Extract the records below word for word and ignore the images.

------ EXERCISE MATERIALS ------

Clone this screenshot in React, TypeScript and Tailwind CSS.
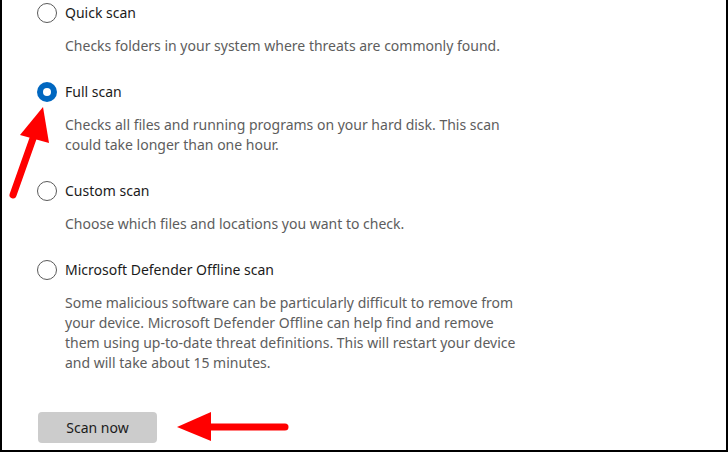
import React from "react";

const font = { fontFamily: '"Noto Sans", "Open Sans", Arial, sans-serif' };

function Radio({ checked }: { checked?: boolean }) {
  if (checked) {
    return (
      <span className="w-5 h-5 rounded-full bg-[#0067c0] flex items-center justify-center shrink-0">
        <span className="w-2 h-2 rounded-full bg-white" />
      </span>
    );
  }
  return <span className="w-5 h-5 rounded-full border border-[#5a5a5a] bg-white shrink-0" />;
}

function Option({ label, lines, checked }: { label: string; lines: string[]; checked?: boolean }) {
  return (
    <div className="flex flex-col pb-[26px]">
      <div className="flex items-center gap-2 h-5">
        <Radio checked={checked} />
        <span className="text-[14px] text-[#1b1b1b] leading-5 whitespace-nowrap">{label}</span>
      </div>
      <div className="pl-7 mt-[13px] text-[14px] leading-5 text-[#5d5d5d] whitespace-nowrap">
        {lines.map((l, i) => (
          <div key={i}>{l}</div>
        ))}
      </div>
    </div>
  );
}

export default function App() {
  return (
    <div
      className="relative w-[728px] h-[452px] bg-white border-l-2 border-r-2 border-b-2 border-black overflow-hidden"
      style={font}
    >
      <div className="flex flex-col pl-[35px] pt-[3px]">
        <Option label="Quick scan" lines={["Checks folders in your system where threats are commonly found."]} />
        <Option
          label="Full scan"
          checked
          lines={[
            "Checks all files and running programs on your hard disk. This scan",
            "could take longer than one hour.",
          ]}
        />
        <Option label="Custom scan" lines={["Choose which files and locations you want to check."]} />
        <Option
          label="Microsoft Defender Offline scan"
          lines={[
            "Some malicious software can be particularly difficult to remove from",
            "your device. Microsoft Defender Offline can help find and remove",
            "them using up-to-date threat definitions. This will restart your device",
            "and will take about 15 minutes.",
          ]}
        />
        <div className="mt-[13px]">
          <button className="w-[119px] h-[31px] rounded-[4px] bg-[#cccccc] text-[14px] text-[#1b1b1b] flex items-center justify-center ml-px">
            Scan now
          </button>
        </div>
      </div>

      <svg className="absolute left-0 top-0 pointer-events-none" width="728" height="452" viewBox="0 0 728 452">
        <line x1="11" y1="195" x2="34" y2="130" stroke="#ff0000" strokeWidth="7" strokeLinecap="round" />
        <polygon points="41,107 18,135 47,143" fill="#ff0000" />
        <line x1="205" y1="427" x2="283" y2="427" stroke="#ff0000" strokeWidth="7" strokeLinecap="round" />
        <polygon points="175,427 209,412 209,441" fill="#ff0000" />
      </svg>
    </div>
  );
}
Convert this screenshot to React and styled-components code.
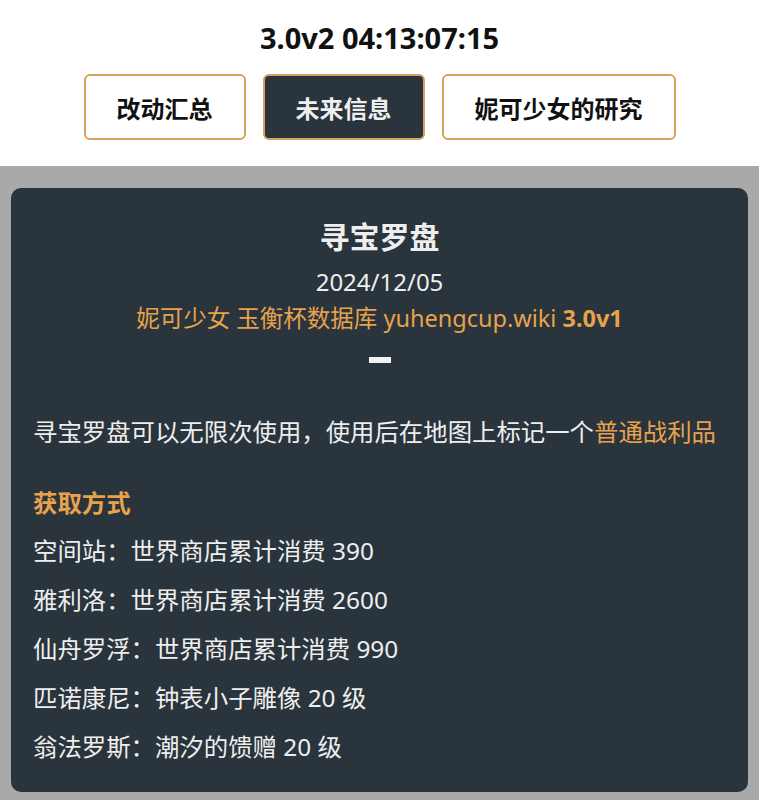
import React from "react";
import styled, { createGlobalStyle } from "styled-components";

const GlobalStyle = createGlobalStyle`
  html, body {
    margin: 0;
    padding: 0;
    background: #a9a9a9;
  }
  body {
    font-family: "Noto Sans", "Noto Sans CJK SC", sans-serif;
  }
  * { box-sizing: border-box; }
`;

const Header = styled.header`
  background: #ffffff;
  display: flex;
  flex-direction: column;
  align-items: center;
  padding: 20px 0 26px;
`;

const Clock = styled.h1`
  margin: 0;
  font-size: 29px;
  line-height: 36px;
  font-weight: 700;
  color: #111;
`;

const Nav = styled.nav`
  display: flex;
  gap: 17px;
  margin-top: 18px;
`;

const NavButton = styled.button`
  height: 66px;
  padding: 0 31px;
  border: 2px solid #d9a05b;
  border-radius: 6px;
  background: ${(p) => (p.$active ? "#29343c" : "#ffffff")};
  color: ${(p) => (p.$active ? "#eeeeee" : "#111111")};
  font-family: "Noto Sans CJK SC", sans-serif;
  font-size: 24px;
  font-weight: 700;
  cursor: pointer;
`;

const Main = styled.main`
  padding: 22px 11px 9px;
`;

const Card = styled.section`
  background: #29343c;
  border-radius: 10px;
  padding: 27px 22px 27px;
  color: #eeeeee;
  display: flex;
  flex-direction: column;
`;

const Centered = styled.div`
  display: flex;
  flex-direction: column;
  align-items: center;
  text-align: center;
`;

const Title = styled.h2`
  margin: 0;
  font-family: "Noto Sans CJK SC", sans-serif;
  font-size: 30px;
  line-height: 40px;
  font-weight: 700;
`;

const DateLine = styled.div`
  margin-top: 8px;
  font-size: 24px;
  line-height: 37px;
`;

const Source = styled.div`
  font-size: 23.5px;
  line-height: 37px;
  color: #e8a24c;
  b { font-weight: 700; }
`;

const Dash = styled.div`
  width: 22px;
  height: 6px;
  background: #f2f2f2;
  margin-top: 20px;
`;

const Paragraph = styled.p`
  margin: 50px 0 0;
  font-size: 24.4px;
  line-height: 37px;
`;

const Highlight = styled.span`
  color: #e8a24c;
`;

const SectionHead = styled.h3`
  margin: 33px 0 0;
  font-family: "Noto Sans CJK SC", sans-serif;
  font-size: 24.4px;
  line-height: 37px;
  font-weight: 700;
  color: #e8a24c;
`;

const List = styled.ul`
  list-style: none;
  margin: 12px 0 0;
  padding: 0;
  display: flex;
  flex-direction: column;
  gap: 12px;
`;

const Item = styled.li`
  font-size: 24.4px;
  line-height: 37px;
`;

const sources = [
  "空间站：世界商店累计消费 390",
  "雅利洛：世界商店累计消费 2600",
  "仙舟罗浮：世界商店累计消费 990",
  "匹诺康尼：钟表小子雕像 20 级",
  "翁法罗斯：潮汐的馈赠 20 级",
];

export default function App() {
  return (
    <>
      <GlobalStyle />
      <Header>
        <Clock>3.0v2 04:13:07:15</Clock>
        <Nav>
          <NavButton>改动汇总</NavButton>
          <NavButton $active>未来信息</NavButton>
          <NavButton>妮可少女的研究</NavButton>
        </Nav>
      </Header>
      <Main>
        <Card>
          <Centered>
            <Title>寻宝罗盘</Title>
            <DateLine>2024/12/05</DateLine>
            <Source>
              妮可少女 玉衡杯数据库 yuhengcup.wiki <b>3.0v1</b>
            </Source>
            <Dash />
          </Centered>
          <Paragraph>
            寻宝罗盘可以无限次使用，使用后在地图上标记一个
            <Highlight>普通战利品</Highlight>
          </Paragraph>
          <SectionHead>获取方式</SectionHead>
          <List>
            {sources.map((s) => (
              <Item key={s}>{s}</Item>
            ))}
          </List>
        </Card>
      </Main>
    </>
  );
}
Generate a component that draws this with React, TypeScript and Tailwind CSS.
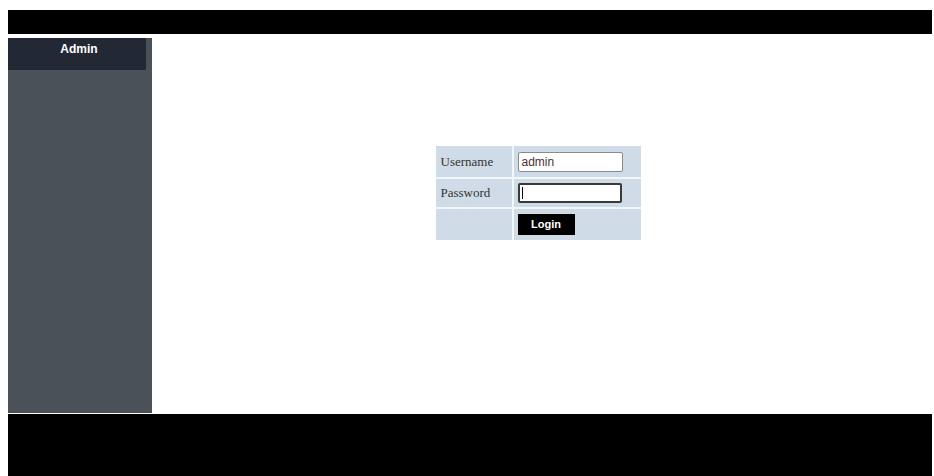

------

• **FULL OUTPUT**:
Clone this screenshot in React, TypeScript and Tailwind CSS.
import React from "react";

const font = { fontFamily: '"Noto Sans", "Open Sans", Arial, sans-serif' };

function Radio({ checked }: { checked?: boolean }) {
  if (checked) {
    return (
      <span className="w-5 h-5 rounded-full bg-[#0067c0] flex items-center justify-center shrink-0">
        <span className="w-2 h-2 rounded-full bg-white" />
      </span>
    );
  }
  return <span className="w-5 h-5 rounded-full border border-[#5a5a5a] bg-white shrink-0" />;
}

function Option({ label, lines, checked }: { label: string; lines: string[]; checked?: boolean }) {
  return (
    <div className="flex flex-col pb-[26px]">
      <div className="flex items-center gap-2 h-5">
        <Radio checked={checked} />
        <span className="text-[14px] text-[#1b1b1b] leading-5 whitespace-nowrap">{label}</span>
      </div>
      <div className="pl-7 mt-[13px] text-[14px] leading-5 text-[#5d5d5d] whitespace-nowrap">
        {lines.map((l, i) => (
          <div key={i}>{l}</div>
        ))}
      </div>
    </div>
  );
}

export default function App() {
  return (
    <div
      className="relative w-[728px] h-[452px] bg-white border-l-2 border-r-2 border-b-2 border-black overflow-hidden"
      style={font}
    >
      <div className="flex flex-col pl-[35px] pt-[3px]">
        <Option label="Quick scan" lines={["Checks folders in your system where threats are commonly found."]} />
        <Option
          label="Full scan"
          checked
          lines={[
            "Checks all files and running programs on your hard disk. This scan",
            "could take longer than one hour.",
          ]}
        />
        <Option label="Custom scan" lines={["Choose which files and locations you want to check."]} />
        <Option
          label="Microsoft Defender Offline scan"
          lines={[
            "Some malicious software can be particularly difficult to remove from",
            "your device. Microsoft Defender Offline can help find and remove",
            "them using up-to-date threat definitions. This will restart your device",
            "and will take about 15 minutes.",
          ]}
        />
        <div className="mt-[13px]">
          <button className="w-[119px] h-[31px] rounded-[4px] bg-[#cccccc] text-[14px] text-[#1b1b1b] flex items-center justify-center ml-px">
            Scan now
          </button>
        </div>
      </div>

      <svg className="absolute left-0 top-0 pointer-events-none" width="728" height="452" viewBox="0 0 728 452">
        <line x1="11" y1="195" x2="34" y2="130" stroke="#ff0000" strokeWidth="7" strokeLinecap="round" />
        <polygon points="41,107 18,135 47,143" fill="#ff0000" />
        <line x1="205" y1="427" x2="283" y2="427" stroke="#ff0000" strokeWidth="7" strokeLinecap="round" />
        <polygon points="175,427 209,412 209,441" fill="#ff0000" />
      </svg>
    </div>
  );
}
Convert this screenshot to React and styled-components code.
import React from "react";
import styled, { createGlobalStyle } from "styled-components";

const GlobalStyle = createGlobalStyle`
  html, body {
    margin: 0;
    padding: 0;
    background: #a9a9a9;
  }
  body {
    font-family: "Noto Sans", "Noto Sans CJK SC", sans-serif;
  }
  * { box-sizing: border-box; }
`;

const Header = styled.header`
  background: #ffffff;
  display: flex;
  flex-direction: column;
  align-items: center;
  padding: 20px 0 26px;
`;

const Clock = styled.h1`
  margin: 0;
  font-size: 29px;
  line-height: 36px;
  font-weight: 700;
  color: #111;
`;

const Nav = styled.nav`
  display: flex;
  gap: 17px;
  margin-top: 18px;
`;

const NavButton = styled.button`
  height: 66px;
  padding: 0 31px;
  border: 2px solid #d9a05b;
  border-radius: 6px;
  background: ${(p) => (p.$active ? "#29343c" : "#ffffff")};
  color: ${(p) => (p.$active ? "#eeeeee" : "#111111")};
  font-family: "Noto Sans CJK SC", sans-serif;
  font-size: 24px;
  font-weight: 700;
  cursor: pointer;
`;

const Main = styled.main`
  padding: 22px 11px 9px;
`;

const Card = styled.section`
  background: #29343c;
  border-radius: 10px;
  padding: 27px 22px 27px;
  color: #eeeeee;
  display: flex;
  flex-direction: column;
`;

const Centered = styled.div`
  display: flex;
  flex-direction: column;
  align-items: center;
  text-align: center;
`;

const Title = styled.h2`
  margin: 0;
  font-family: "Noto Sans CJK SC", sans-serif;
  font-size: 30px;
  line-height: 40px;
  font-weight: 700;
`;

const DateLine = styled.div`
  margin-top: 8px;
  font-size: 24px;
  line-height: 37px;
`;

const Source = styled.div`
  font-size: 23.5px;
  line-height: 37px;
  color: #e8a24c;
  b { font-weight: 700; }
`;

const Dash = styled.div`
  width: 22px;
  height: 6px;
  background: #f2f2f2;
  margin-top: 20px;
`;

const Paragraph = styled.p`
  margin: 50px 0 0;
  font-size: 24.4px;
  line-height: 37px;
`;

const Highlight = styled.span`
  color: #e8a24c;
`;

const SectionHead = styled.h3`
  margin: 33px 0 0;
  font-family: "Noto Sans CJK SC", sans-serif;
  font-size: 24.4px;
  line-height: 37px;
  font-weight: 700;
  color: #e8a24c;
`;

const List = styled.ul`
  list-style: none;
  margin: 12px 0 0;
  padding: 0;
  display: flex;
  flex-direction: column;
  gap: 12px;
`;

const Item = styled.li`
  font-size: 24.4px;
  line-height: 37px;
`;

const sources = [
  "空间站：世界商店累计消费 390",
  "雅利洛：世界商店累计消费 2600",
  "仙舟罗浮：世界商店累计消费 990",
  "匹诺康尼：钟表小子雕像 20 级",
  "翁法罗斯：潮汐的馈赠 20 级",
];

export default function App() {
  return (
    <>
      <GlobalStyle />
      <Header>
        <Clock>3.0v2 04:13:07:15</Clock>
        <Nav>
          <NavButton>改动汇总</NavButton>
          <NavButton $active>未来信息</NavButton>
          <NavButton>妮可少女的研究</NavButton>
        </Nav>
      </Header>
      <Main>
        <Card>
          <Centered>
            <Title>寻宝罗盘</Title>
            <DateLine>2024/12/05</DateLine>
            <Source>
              妮可少女 玉衡杯数据库 yuhengcup.wiki <b>3.0v1</b>
            </Source>
            <Dash />
          </Centered>
          <Paragraph>
            寻宝罗盘可以无限次使用，使用后在地图上标记一个
            <Highlight>普通战利品</Highlight>
          </Paragraph>
          <SectionHead>获取方式</SectionHead>
          <List>
            {sources.map((s) => (
              <Item key={s}>{s}</Item>
            ))}
          </List>
        </Card>
      </Main>
    </>
  );
}
Generate a component that draws this with React, TypeScript and Tailwind CSS.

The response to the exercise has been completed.